-- Start of Source material --

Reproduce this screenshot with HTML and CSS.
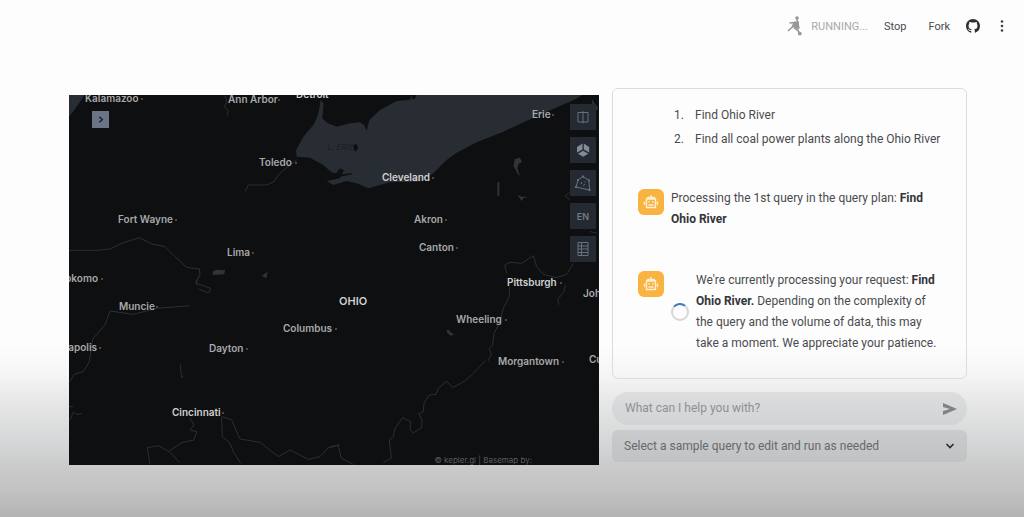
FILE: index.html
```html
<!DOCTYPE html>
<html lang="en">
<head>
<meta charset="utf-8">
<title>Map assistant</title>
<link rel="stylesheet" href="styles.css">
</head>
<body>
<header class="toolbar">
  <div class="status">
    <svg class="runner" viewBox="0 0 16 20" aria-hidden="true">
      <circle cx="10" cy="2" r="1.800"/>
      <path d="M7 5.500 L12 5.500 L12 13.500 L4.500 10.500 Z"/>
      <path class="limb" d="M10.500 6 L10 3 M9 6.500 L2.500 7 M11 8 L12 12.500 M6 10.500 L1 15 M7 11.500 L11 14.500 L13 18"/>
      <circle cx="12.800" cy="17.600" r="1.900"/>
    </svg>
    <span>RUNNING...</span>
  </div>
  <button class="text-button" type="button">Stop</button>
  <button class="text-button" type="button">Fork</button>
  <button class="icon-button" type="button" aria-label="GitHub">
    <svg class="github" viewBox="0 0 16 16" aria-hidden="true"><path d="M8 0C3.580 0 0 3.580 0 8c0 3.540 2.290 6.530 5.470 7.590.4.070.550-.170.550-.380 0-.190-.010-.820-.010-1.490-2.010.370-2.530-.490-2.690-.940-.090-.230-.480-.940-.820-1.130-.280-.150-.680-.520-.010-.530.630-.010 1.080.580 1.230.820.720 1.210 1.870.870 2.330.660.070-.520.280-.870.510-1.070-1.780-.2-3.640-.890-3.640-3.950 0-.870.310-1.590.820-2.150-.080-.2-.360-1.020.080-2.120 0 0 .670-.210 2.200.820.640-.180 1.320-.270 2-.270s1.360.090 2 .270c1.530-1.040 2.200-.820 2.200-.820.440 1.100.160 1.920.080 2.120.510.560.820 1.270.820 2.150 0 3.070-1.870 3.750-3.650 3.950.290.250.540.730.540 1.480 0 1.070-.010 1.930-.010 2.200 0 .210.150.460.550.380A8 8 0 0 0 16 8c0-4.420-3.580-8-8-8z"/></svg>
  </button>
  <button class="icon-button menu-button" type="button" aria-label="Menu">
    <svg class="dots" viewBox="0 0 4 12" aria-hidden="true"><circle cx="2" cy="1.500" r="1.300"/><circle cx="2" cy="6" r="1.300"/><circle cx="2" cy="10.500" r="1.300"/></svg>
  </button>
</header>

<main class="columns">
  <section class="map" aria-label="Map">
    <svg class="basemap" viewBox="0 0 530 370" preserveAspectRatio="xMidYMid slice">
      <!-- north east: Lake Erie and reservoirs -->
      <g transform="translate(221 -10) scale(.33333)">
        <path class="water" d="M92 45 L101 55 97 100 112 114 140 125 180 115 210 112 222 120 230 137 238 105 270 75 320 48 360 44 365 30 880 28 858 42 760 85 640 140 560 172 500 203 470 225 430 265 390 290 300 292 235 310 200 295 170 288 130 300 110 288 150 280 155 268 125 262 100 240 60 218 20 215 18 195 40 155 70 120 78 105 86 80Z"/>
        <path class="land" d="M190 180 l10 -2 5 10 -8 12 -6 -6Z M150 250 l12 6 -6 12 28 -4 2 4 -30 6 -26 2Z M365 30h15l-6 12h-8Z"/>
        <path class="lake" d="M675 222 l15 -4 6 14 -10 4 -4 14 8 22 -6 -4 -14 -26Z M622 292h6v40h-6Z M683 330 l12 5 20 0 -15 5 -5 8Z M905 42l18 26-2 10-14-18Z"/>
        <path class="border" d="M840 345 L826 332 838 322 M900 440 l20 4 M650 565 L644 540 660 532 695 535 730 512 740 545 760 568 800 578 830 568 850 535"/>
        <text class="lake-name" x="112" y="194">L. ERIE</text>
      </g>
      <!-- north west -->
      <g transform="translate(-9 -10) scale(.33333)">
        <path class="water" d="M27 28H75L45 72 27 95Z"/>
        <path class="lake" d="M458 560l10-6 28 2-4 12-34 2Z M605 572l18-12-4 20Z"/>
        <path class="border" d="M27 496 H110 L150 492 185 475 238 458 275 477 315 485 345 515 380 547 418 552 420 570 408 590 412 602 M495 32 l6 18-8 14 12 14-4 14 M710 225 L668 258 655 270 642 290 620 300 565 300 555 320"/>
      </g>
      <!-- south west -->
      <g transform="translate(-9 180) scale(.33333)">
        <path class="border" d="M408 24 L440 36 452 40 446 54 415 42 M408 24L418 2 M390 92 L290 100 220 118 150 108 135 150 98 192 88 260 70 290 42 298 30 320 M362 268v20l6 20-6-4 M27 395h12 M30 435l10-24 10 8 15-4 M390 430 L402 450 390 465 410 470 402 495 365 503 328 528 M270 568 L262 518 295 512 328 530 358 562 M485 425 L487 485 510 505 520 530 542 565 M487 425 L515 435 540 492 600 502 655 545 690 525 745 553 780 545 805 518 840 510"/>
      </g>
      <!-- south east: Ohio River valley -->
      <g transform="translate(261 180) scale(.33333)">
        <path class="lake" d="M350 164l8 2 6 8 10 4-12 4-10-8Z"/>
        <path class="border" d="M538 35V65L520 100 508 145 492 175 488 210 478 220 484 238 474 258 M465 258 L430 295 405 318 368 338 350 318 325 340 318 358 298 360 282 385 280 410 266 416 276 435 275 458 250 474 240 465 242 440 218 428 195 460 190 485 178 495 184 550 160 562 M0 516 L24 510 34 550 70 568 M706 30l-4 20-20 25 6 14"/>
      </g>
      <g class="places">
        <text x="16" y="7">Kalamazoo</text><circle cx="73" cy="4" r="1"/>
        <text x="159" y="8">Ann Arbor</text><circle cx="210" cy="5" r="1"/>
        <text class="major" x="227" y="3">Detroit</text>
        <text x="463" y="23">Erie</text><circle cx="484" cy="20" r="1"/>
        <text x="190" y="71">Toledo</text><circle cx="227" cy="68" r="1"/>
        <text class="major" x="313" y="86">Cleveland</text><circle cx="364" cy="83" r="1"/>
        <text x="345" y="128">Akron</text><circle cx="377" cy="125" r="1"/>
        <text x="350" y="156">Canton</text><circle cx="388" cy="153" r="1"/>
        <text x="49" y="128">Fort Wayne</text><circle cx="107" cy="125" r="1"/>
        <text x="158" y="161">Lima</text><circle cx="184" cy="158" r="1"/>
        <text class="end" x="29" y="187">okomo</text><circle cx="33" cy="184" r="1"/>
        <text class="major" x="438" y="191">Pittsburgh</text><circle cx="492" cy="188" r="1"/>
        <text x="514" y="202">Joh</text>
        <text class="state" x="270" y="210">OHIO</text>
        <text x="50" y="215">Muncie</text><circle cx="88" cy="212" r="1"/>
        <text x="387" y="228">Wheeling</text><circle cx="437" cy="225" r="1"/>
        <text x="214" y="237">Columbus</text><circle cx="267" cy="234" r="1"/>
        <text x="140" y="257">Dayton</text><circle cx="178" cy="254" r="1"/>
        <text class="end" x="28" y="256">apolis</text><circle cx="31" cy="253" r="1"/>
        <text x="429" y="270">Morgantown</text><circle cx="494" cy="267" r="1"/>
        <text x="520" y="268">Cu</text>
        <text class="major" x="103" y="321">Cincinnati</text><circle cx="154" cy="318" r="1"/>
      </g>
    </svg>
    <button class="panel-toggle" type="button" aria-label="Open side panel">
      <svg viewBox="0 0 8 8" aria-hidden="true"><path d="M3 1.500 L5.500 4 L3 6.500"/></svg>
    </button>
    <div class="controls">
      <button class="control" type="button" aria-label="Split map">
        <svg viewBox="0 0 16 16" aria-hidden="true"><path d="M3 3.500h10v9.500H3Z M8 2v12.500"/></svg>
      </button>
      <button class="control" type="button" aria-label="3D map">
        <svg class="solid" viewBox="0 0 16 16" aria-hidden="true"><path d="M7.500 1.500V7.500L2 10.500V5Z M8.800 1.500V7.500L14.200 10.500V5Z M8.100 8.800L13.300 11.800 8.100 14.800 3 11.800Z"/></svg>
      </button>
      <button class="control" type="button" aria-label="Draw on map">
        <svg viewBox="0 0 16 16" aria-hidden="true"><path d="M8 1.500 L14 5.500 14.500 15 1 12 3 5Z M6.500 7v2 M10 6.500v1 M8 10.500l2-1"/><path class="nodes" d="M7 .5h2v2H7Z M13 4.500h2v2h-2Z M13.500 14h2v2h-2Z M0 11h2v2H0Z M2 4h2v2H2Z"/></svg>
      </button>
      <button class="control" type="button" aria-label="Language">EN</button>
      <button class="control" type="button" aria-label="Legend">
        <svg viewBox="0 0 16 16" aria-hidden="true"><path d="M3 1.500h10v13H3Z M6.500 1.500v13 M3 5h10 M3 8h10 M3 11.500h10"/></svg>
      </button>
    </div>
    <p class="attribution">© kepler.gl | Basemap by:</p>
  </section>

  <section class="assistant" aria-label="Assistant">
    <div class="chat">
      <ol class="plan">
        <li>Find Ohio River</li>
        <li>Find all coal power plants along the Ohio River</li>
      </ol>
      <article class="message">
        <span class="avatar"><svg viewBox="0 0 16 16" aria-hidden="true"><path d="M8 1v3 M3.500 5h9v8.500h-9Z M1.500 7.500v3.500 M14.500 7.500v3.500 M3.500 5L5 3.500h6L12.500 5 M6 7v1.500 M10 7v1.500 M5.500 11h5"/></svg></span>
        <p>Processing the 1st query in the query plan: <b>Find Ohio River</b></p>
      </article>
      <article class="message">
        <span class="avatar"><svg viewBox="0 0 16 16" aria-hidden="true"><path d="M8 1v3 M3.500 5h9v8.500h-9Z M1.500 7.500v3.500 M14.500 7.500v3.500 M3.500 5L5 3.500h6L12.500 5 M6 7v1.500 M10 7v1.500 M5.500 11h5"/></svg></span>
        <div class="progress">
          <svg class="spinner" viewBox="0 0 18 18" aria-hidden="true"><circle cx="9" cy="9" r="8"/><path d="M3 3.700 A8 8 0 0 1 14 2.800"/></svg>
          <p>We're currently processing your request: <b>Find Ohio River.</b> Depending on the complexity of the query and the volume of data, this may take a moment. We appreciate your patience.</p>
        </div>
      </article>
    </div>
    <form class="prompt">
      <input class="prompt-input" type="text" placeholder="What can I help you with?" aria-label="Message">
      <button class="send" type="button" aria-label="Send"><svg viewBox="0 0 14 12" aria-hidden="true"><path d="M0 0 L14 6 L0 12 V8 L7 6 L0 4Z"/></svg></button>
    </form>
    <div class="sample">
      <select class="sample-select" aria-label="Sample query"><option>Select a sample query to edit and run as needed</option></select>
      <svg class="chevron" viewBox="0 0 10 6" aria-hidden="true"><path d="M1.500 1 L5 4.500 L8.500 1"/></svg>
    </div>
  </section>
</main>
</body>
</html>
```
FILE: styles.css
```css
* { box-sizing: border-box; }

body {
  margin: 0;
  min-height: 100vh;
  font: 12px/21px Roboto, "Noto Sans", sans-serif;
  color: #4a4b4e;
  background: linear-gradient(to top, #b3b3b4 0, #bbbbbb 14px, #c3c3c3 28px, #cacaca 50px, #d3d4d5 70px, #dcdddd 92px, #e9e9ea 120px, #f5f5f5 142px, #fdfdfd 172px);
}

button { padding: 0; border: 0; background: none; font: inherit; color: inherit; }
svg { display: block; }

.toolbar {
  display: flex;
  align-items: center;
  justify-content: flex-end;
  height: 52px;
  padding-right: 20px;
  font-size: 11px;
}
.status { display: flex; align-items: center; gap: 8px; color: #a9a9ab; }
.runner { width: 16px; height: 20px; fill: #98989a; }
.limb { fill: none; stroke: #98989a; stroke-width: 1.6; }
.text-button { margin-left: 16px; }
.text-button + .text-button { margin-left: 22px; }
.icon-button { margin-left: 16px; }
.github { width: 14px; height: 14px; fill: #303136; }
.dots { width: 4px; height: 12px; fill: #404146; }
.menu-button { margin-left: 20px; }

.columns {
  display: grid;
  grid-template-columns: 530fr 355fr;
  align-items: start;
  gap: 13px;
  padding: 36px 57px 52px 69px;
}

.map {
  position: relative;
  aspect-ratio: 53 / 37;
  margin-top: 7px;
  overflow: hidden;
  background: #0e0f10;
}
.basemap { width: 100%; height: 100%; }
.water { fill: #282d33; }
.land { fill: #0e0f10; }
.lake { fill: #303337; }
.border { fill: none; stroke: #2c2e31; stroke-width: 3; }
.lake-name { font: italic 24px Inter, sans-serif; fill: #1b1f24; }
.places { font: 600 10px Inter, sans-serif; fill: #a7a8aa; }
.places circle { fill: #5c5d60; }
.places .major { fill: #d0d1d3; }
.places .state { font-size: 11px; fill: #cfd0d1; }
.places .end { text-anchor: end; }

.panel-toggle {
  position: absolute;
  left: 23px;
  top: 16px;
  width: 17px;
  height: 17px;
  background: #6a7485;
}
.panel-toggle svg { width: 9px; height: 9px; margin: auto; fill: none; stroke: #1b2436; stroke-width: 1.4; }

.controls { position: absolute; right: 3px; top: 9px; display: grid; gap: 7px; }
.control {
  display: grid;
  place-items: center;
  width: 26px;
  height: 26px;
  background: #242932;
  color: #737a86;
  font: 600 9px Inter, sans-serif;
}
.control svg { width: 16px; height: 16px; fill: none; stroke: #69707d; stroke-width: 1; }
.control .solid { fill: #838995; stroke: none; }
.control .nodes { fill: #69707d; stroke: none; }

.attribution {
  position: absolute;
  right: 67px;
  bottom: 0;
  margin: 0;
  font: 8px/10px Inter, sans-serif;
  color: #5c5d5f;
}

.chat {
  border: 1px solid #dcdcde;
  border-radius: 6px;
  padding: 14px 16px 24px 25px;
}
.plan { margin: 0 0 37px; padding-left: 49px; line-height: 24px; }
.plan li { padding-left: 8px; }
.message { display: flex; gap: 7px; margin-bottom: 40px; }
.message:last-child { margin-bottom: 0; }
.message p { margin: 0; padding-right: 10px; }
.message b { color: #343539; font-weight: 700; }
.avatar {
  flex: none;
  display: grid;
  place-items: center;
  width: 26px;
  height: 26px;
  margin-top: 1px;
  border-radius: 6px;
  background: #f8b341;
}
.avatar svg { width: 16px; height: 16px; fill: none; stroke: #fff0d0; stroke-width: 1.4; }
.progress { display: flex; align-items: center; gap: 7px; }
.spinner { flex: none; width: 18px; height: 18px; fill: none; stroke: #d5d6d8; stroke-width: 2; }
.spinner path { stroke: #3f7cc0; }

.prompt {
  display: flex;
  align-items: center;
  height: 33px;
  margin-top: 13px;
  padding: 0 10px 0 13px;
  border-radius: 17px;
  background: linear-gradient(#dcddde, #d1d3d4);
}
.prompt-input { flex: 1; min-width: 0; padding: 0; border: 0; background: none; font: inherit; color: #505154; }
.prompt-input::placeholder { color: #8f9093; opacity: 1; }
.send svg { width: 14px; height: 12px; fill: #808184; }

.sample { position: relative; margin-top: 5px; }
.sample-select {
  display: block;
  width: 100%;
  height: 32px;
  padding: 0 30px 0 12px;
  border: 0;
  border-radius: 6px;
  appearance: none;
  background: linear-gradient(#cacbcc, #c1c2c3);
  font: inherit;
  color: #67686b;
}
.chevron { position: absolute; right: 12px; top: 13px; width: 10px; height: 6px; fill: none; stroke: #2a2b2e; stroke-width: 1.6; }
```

-- End of Source material --

§ Exercise prompt: Look through the lines above and collect those with the word "this".

§ Answer to the exercise:
Reproduce this screenshot with HTML and CSS.
          <p>We're currently processing your request: <b>Find Ohio River.</b> Depending on the complexity of the query and the volume of data, this may take a moment. We appreciate your patience.</p>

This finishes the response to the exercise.